§ EXERCISE OBJECTIVE: Omit every image, and transcribe the remaining entries exactly as given.

Pages as source code
········

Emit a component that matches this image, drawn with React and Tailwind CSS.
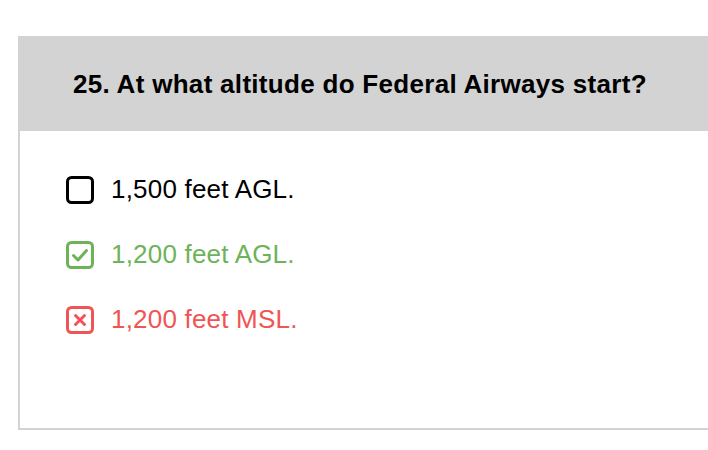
const options = [
  { text: "1,500 feet AGL.", state: "none" },
  { text: "1,200 feet AGL.", state: "correct" },
  { text: "1,200 feet MSL.", state: "wrong" },
];

const Box = ({ state }) => {
  const color =
    state === "correct" ? "#6db359" : state === "wrong" ? "#f05555" : "#000000";
  return (
    <svg width="28" height="28" viewBox="0 0 28 28" fill="none">
      <rect x="1.5" y="1.5" width="25" height="25" rx="4" stroke={color} strokeWidth="3" />
      {state === "correct" && (
        <path d="M7.5 14.5 L12 19 L20.5 9.5" stroke={color} strokeWidth="3" strokeLinecap="round" strokeLinejoin="round" />
      )}
      {state === "wrong" && (
        <path d="M9.5 9.5 L18.5 18.5 M18.5 9.5 L9.5 18.5" stroke={color} strokeWidth="3" strokeLinecap="round" />
      )}
    </svg>
  );
};

const App = () => {
  return (
    <div className="w-[708px] h-[450px] bg-white overflow-hidden font-['Liberation_Sans',Arial,sans-serif]">
      {/* card */}
      <div className="ml-[18px] mt-[36px] w-[760px] h-[394px] border-2 border-[#d3d3d3] flex flex-col">
        <div className="h-[93px] bg-[#d3d3d3] flex items-center pl-[53px]">
          <h2 className="text-[26px] font-bold text-black tracking-[0.3px]">25. At what altitude do Federal Airways start?</h2>
        </div>
        <div className="flex flex-col gap-[36px] pl-[46px] pt-[44px]">
          {options.map((o) => (
            <div key={o.text} className="flex items-center gap-[17px]">
              <Box state={o.state} />
              <span
                className={
                  "text-[26px] leading-[29px] tracking-[0.2px] " +
                  (o.state === "correct"
                    ? "text-[#6db359]"
                    : o.state === "wrong"
                    ? "text-[#f05555]"
                    : "text-black")
                }
              >
                {o.text}
              </span>
            </div>
          ))}
        </div>
      </div>
    </div>
  );
};

export default App;
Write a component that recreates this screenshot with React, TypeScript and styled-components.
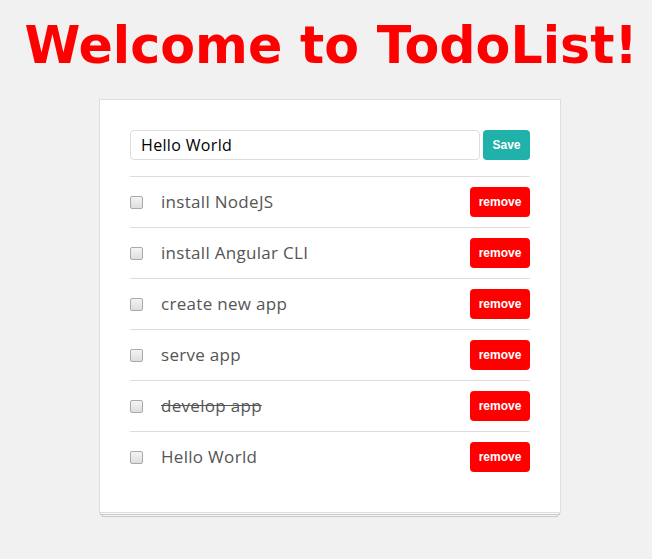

········

§ SOLVED PROBLEM:
Emit a component that matches this image, drawn with React and Tailwind CSS.
const options = [
  { text: "1,500 feet AGL.", state: "none" },
  { text: "1,200 feet AGL.", state: "correct" },
  { text: "1,200 feet MSL.", state: "wrong" },
];

const Box = ({ state }) => {
  const color =
    state === "correct" ? "#6db359" : state === "wrong" ? "#f05555" : "#000000";
  return (
    <svg width="28" height="28" viewBox="0 0 28 28" fill="none">
      <rect x="1.5" y="1.5" width="25" height="25" rx="4" stroke={color} strokeWidth="3" />
      {state === "correct" && (
        <path d="M7.5 14.5 L12 19 L20.5 9.5" stroke={color} strokeWidth="3" strokeLinecap="round" strokeLinejoin="round" />
      )}
      {state === "wrong" && (
        <path d="M9.5 9.5 L18.5 18.5 M18.5 9.5 L9.5 18.5" stroke={color} strokeWidth="3" strokeLinecap="round" />
      )}
    </svg>
  );
};

const App = () => {
  return (
    <div className="w-[708px] h-[450px] bg-white overflow-hidden font-['Liberation_Sans',Arial,sans-serif]">
      {/* card */}
      <div className="ml-[18px] mt-[36px] w-[760px] h-[394px] border-2 border-[#d3d3d3] flex flex-col">
        <div className="h-[93px] bg-[#d3d3d3] flex items-center pl-[53px]">
          <h2 className="text-[26px] font-bold text-black tracking-[0.3px]">25. At what altitude do Federal Airways start?</h2>
        </div>
        <div className="flex flex-col gap-[36px] pl-[46px] pt-[44px]">
          {options.map((o) => (
            <div key={o.text} className="flex items-center gap-[17px]">
              <Box state={o.state} />
              <span
                className={
                  "text-[26px] leading-[29px] tracking-[0.2px] " +
                  (o.state === "correct"
                    ? "text-[#6db359]"
                    : o.state === "wrong"
                    ? "text-[#f05555]"
                    : "text-black")
                }
              >
                {o.text}
              </span>
            </div>
          ))}
        </div>
      </div>
    </div>
  );
};

export default App;
Write a component that recreates this screenshot with React, TypeScript and styled-components.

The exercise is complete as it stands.